January 27, 2009
We took a day trip to Cape Crozier today, from McMurdo Station, to measure our penguin chicks one last time before the season ends.
The 45-minute helicopter flight was pretty spectacular. Instead of being crammed in the cargo area of a hulking 212 helo with 800 pounds of gear and a helitech to help shift things around, today we hopped in a small A Star with one pilot and no gear. What a relief! I sat in the copilot seat for the trip and took photos out the front windows while the pilot pointed out interesting terrain features below. We flew along high cliff faces, over crevasse fields, glaciers, and around 12,000′ Mount Terror, under sunny skies.
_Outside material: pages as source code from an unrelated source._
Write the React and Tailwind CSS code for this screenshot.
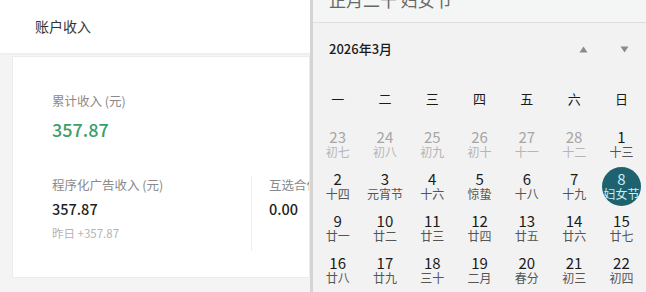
const days = [
  { d: "23", l: "初七", dim: true },
  { d: "24", l: "初八", dim: true },
  { d: "25", l: "初九", dim: true },
  { d: "26", l: "初十", dim: true },
  { d: "27", l: "十一", dim: true },
  { d: "28", l: "十二", dim: true },
  { d: "1", l: "十三" },
  { d: "2", l: "十四" },
  { d: "3", l: "元宵节" },
  { d: "4", l: "十六" },
  { d: "5", l: "惊蛰" },
  { d: "6", l: "十八" },
  { d: "7", l: "十九" },
  { d: "8", l: "妇女节", today: true },
  { d: "9", l: "廿一" },
  { d: "10", l: "廿二" },
  { d: "11", l: "廿三" },
  { d: "12", l: "廿四" },
  { d: "13", l: "廿五" },
  { d: "14", l: "廿六" },
  { d: "15", l: "廿七" },
  { d: "16", l: "廿八" },
  { d: "17", l: "廿九" },
  { d: "18", l: "三十" },
  { d: "19", l: "二月" },
  { d: "20", l: "春分" },
  { d: "21", l: "初三" },
  { d: "22", l: "初四" },
];

const weekdays = ["一", "二", "三", "四", "五", "六", "日"];

function DayCell({ d, l, dim, today }) {
  if (today) {
    return (
      <div className="flex h-[42px] items-center justify-center">
        <div className="flex size-[39px] flex-col items-center justify-center rounded-full bg-[#1e6270] text-[#cdeef3]">
          <span className="text-[15px] leading-[15px]">{d}</span>
          <span className="text-[12px] leading-[15px]">{l}</span>
        </div>
      </div>
    );
  }
  return (
    <div className={`flex h-[42px] flex-col items-center justify-center ${dim ? "text-[#a6a6a6]" : "text-[#1a1a1a]"}`}>
      <span className="text-[15px] leading-[15px]">{d}</span>
      <span className={`text-[12px] leading-[15px] ${dim ? "text-[#b5b5b5]" : "text-[#555]"}`}>{l}</span>
    </div>
  );
}

export default function App() {
  return (
    <div
      className="flex h-[292px] w-[646px] overflow-hidden bg-[#f4f4f4]"
      style={{ fontFamily: '"Noto Sans CJK SC", "Noto Sans", sans-serif' }}
    >
      {/* page behind */}
      <div className="flex w-[310px] shrink-0 flex-col">
        <div className="flex h-[53px] items-center bg-white pl-[35px] text-[14px] text-[#333] shadow-[0_1px_2px_rgba(0,0,0,0.04)]">
          账户收入
        </div>
        <div className="mt-[3px] ml-[12px] flex h-[222px] flex-col overflow-hidden border border-[#ececec] bg-white pl-[39px] pt-[35px]">
          <div className="text-[12.5px] leading-[18px] text-[#8a8a8a]">累计收入 (元)</div>
          <div className="mt-[8px] text-[18px] font-medium leading-[22px] text-[#3aa06c]">357.87</div>
          <div className="mt-[36px] flex">
            <div className="w-[200px] shrink-0 border-r border-[#eeeeee] pb-[10px]">
              <div className="text-[12.5px] leading-[18px] text-[#8a8a8a]">程序化广告收入 (元)</div>
              <div className="mt-[5px] text-[14.5px] font-medium leading-[20px] text-[#222]">357.87</div>
              <div className="mt-[6px] text-[11.5px] leading-[16px] text-[#b4b4b4]">昨日 +357.87</div>
            </div>
            <div className="shrink-0 whitespace-nowrap pl-[17px]">
              <div className="text-[12.5px] leading-[18px] text-[#8a8a8a]">互选合作收入</div>
              <div className="mt-[5px] text-[14.5px] font-medium leading-[20px] text-[#222]">0.00</div>
            </div>
          </div>
        </div>
      </div>

      {/* calendar flyout */}
      <div className="relative z-10 flex flex-1 flex-col border-l-[3px] border-[#d4d4d4] bg-[#f2f2f2]">
        <div className="h-[23px] overflow-hidden border-b border-[#dedede] bg-[#f4f5f5] pl-[16px]">
          <div className="-mt-[13px] text-[17px] leading-[26px] text-[#666]">正月二十 妇女节</div>
        </div>
        <div className="flex h-[52px] items-center pl-[16px] pr-[17px]">
          <div className="text-[13px] font-medium text-[#1a1a1a]">2026年3月</div>
          <div className="ml-auto flex items-center gap-[32px]">
            <svg width="9" height="7" viewBox="0 0 9 7"><path d="M4.5 0.5 L8.5 6.5 L0.5 6.5 Z" fill="#8a8a8a" /></svg>
            <svg width="9" height="7" viewBox="0 0 9 7"><path d="M0.5 0.5 L8.5 0.5 L4.5 6.5 Z" fill="#8a8a8a" /></svg>
          </div>
        </div>
        <div className="grid grid-cols-[repeat(7,47.3px)] pl-[1px]">
          {weekdays.map((w) => (
            <div key={w} className="flex h-[48px] items-center justify-center text-[13px] text-[#1a1a1a]">
              {w}
            </div>
          ))}
          {days.map((x) => (
            <DayCell key={x.d + x.l} {...x} />
          ))}
        </div>
      </div>
    </div>
  );
}
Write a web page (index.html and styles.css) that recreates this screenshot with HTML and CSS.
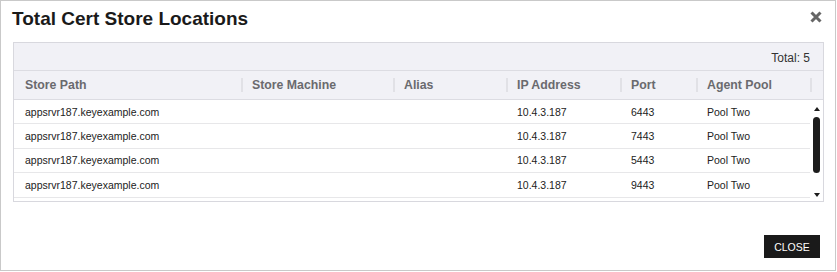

It was nice to spend one last afternoon at Cape Crozier, though our stay was cut short by a creeping fog bank that threatened to strand us – we lifted out through an open patch, turning our backs, as fog obscured the penguin colony. The return flight, hemmed in by low-lying fog and mid-level overcast, with snowy mountains on one side and icy sea on the other, was “like playing inside a ping-pong ball”, as our pilot put it – hard to judge definition in any surrounding surface. There was quite a traffic jam at Crozier today, actually; three separate helicopters dropped crews for the day to board up the windows of our hut, yank the comms gear, and get the place ready for a long winter.
So, we’ve seen the last of our field camp for the season. It was weird to see crews stripping down the building today, what was for so long our cozy place. Tomorrow we will take another helicopter day trip, to Cape Royds, to measure and band chicks at the colony there, and those will be the last penguins I see for a while! Time flies!